First I pick a random spot in the level, and move the camera to that location. For the camera object, I also add a random vertical offset to represent that the camera need not sit on the ground, but could also be up in the air, whether mounted to a pole or the top of a tree or tower.

Next, I pick a random spot in the mountains that is within some variable distance from the camera, and at that new X, Y location, I place the smoke column that represents the wildfire. The size and shape of the smoke column is always the same, though future versions of this could potentially control that. The smoke is not a static asset, however, but is dynamically generated through Unreal’s particle effects rendering engine. Unlike the camera actor, the smoke actor is always placed right on the ground with no offset.

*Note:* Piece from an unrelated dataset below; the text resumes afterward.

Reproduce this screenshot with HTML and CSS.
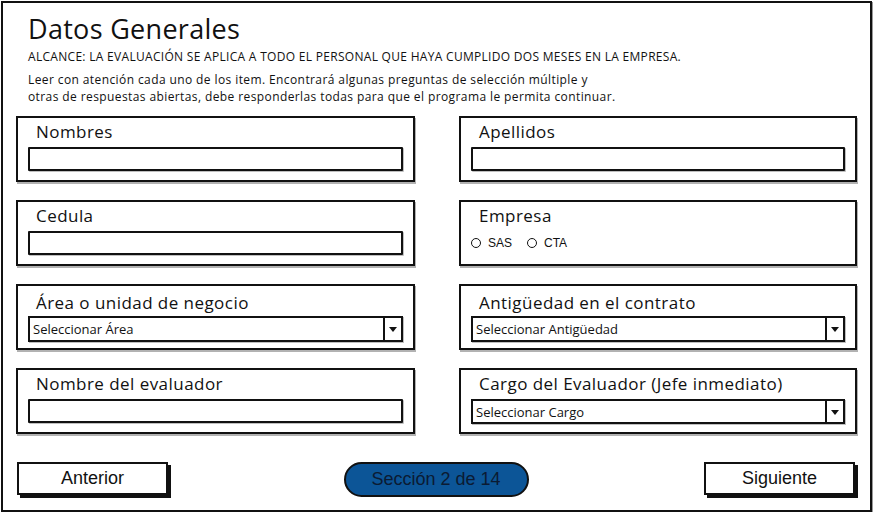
FILE: index.html
```html
<!DOCTYPE html>
<html lang="es">
<head>
    <meta charset="utf-8">
    <title>Datos Generales</title>
    <link rel="stylesheet" href="styles.css">
</head>
<body>
<div class="frame">
    <header class="intro">
        <h1>Datos Generales</h1>
        <p class="scope">ALCANCE: LA EVALUACIÓN SE APLICA A TODO EL PERSONAL QUE HAYA CUMPLIDO DOS MESES EN LA EMPRESA.</p>
        <p class="note">Leer con atención cada uno de los item. Encontrará algunas preguntas de selección múltiple y<br>otras de respuestas abiertas, debe responderlas todas para que el programa le permita continuar.</p>
    </header>

    <div class="fields">
        <div class="panel">
            <label>Nombres</label>
            <input type="text" class="field">
        </div>
        <div class="panel">
            <label>Apellidos</label>
            <input type="text" class="field">
        </div>
        <div class="panel">
            <label>Cedula</label>
            <input type="text" class="field">
        </div>
        <div class="panel">
            <label>Empresa</label>
            <div class="radios">
                <span class="radio"><i></i>SAS</span>
                <span class="radio"><i></i>CTA</span>
            </div>
        </div>
        <div class="panel panel-select">
            <label>Área o unidad de negocio</label>
            <div class="select"><span>Seleccionar Área</span><b class="arrow"></b></div>
        </div>
        <div class="panel panel-select">
            <label>Antigüedad en el contrato</label>
            <div class="select"><span>Seleccionar Antigüedad</span><b class="arrow"></b></div>
        </div>
        <div class="panel">
            <label>Nombre del evaluador</label>
            <input type="text" class="field">
        </div>
        <div class="panel">
            <label>Cargo del Evaluador (Jefe inmediato)</label>
            <div class="select"><span>Seleccionar Cargo</span><b class="arrow"></b></div>
        </div>
    </div>

    <div class="nav">
        <button class="btn">Anterior</button>
        <span class="pill">Sección 2 de 14</span>
        <button class="btn">Siguiente</button>
    </div>
</div>
</body>
</html>
```

FILE: styles.css
```css
html,body{
    margin: 0;
    padding: 0;
    background: #fff;
    color: #111;
    font-family: "Open Sans", Lato, sans-serif;
}

.frame{
    margin: 1px 0 0 1px;
    width: 871px;
    height: 511px;
    box-sizing: border-box;
    border: 2px solid #111;
    box-shadow: 1px 1px 0 #999;
    padding: 0 12px 0 13px;
}

.intro h1{
    margin: 10px 0 0 12px;
    font-size: 27px;
    line-height: 32px;
    font-weight: 400;
    letter-spacing: 0.3px;
}
.intro p{
    margin: 0 0 0 12px;
    font-size: 12px;
}
.intro .scope{
    margin-top: 4px;
    line-height: 16px;
    letter-spacing: 0.3px;
}
.intro .note{
    margin-top: 6px;
    line-height: 17px;
    letter-spacing: 0.4px;
}

.fields{
    display: grid;
    grid-template-columns: 399px 398px;
    grid-auto-rows: 66px;
    column-gap: 44px;
    row-gap: 18px;
    margin-top: 11px;
}

.panel{
    box-sizing: border-box;
    border: 2px solid #111;
    box-shadow: 1px 2px 0 rgba(0,0,0,0.3);
    padding: 4px 10px 0 10px;
}
.panel label{
    display: block;
    margin-left: 8px;
    font-size: 17px;
    line-height: 20px;
    letter-spacing: 0.45px;
}
.panel-select{
    padding-top: 7px;
}

.field{
    display: block;
    box-sizing: border-box;
    width: 100%;
    height: 24px;
    margin: 5px 0 0 0;
    border: 2px solid #111;
    border-radius: 1px;
    background: #fff;
    box-shadow: 1px 1px 0 rgba(0,0,0,0.25);
    outline: none;
}

.select{
    display: flex;
    align-items: center;
    box-sizing: border-box;
    height: 25px;
    margin-top: 5px;
    border: 2px solid #111;
    box-shadow: 1px 1px 0 rgba(0,0,0,0.25);
    font-size: 13px;
}
.panel-select .select{
    height: 26px;
    margin-top: 3px;
}
.select span{
    flex: 1;
    padding-left: 3px;
}
.select .arrow{
    position: relative;
    width: 16px;
    align-self: stretch;
    border-left: 2px solid #111;
}
.select .arrow::after{
    content: "";
    position: absolute;
    left: 4px;
    top: 50%;
    margin-top: -2px;
    border-left: 4px solid transparent;
    border-right: 4px solid transparent;
    border-top: 5px solid #111;
}

.radios{
    display: flex;
    gap: 15px;
    margin-top: 10px;
    font-family: "Liberation Sans", Arial, sans-serif;
    font-size: 12px;
}
.radio{
    display: flex;
    align-items: center;
    gap: 7px;
}
.radio i{
    width: 8px;
    height: 8px;
    border: 1.5px solid #111;
    border-radius: 50%;
}

.nav{
    display: flex;
    justify-content: space-between;
    align-items: flex-start;
    margin-top: 28px;
    padding: 0 3px 0 1px;
}
.btn{
    width: 151px;
    height: 33px;
    border: 2px solid #111;
    background: #fff;
    box-shadow: 3px 3px 0 #111;
    font-family: "Liberation Sans", Arial, sans-serif;
    font-size: 18px;
    color: #111;
    cursor: pointer;
}
.pill{
    box-sizing: border-box;
    width: 185px;
    height: 35px;
    display: flex;
    align-items: center;
    justify-content: center;
    background: #0c5597;
    border: 2px solid #111;
    border-radius: 18px;
    font-family: "Liberation Sans", Arial, sans-serif;
    font-size: 18px;
    color: #0b1b33;
}
```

Next, I determine if the smoke is visible from the camera’s location using another line of sight function that works via the same ray-casting principle. At this point we know that the smoke is within the correct radius from the camera, but it’s not always visible because sometimes the camera or the smoke could be stuck in a valley, or over a hill from one another. If the smoke is not visible from the camera’s location, then I generate a new random location for the smoke. I try this a variable number of times. If it fails to produce a valid point after so many tries, then it’s possible the camera is just stuck in a bad spot (e.g. that valley example) and so I move the camera to a new random spot and restart the search for a good smoke location. This can sometimes take multiple tries to find good locations (like, dozens of tries), but I’ve yet to see it not find a solution within less than a second.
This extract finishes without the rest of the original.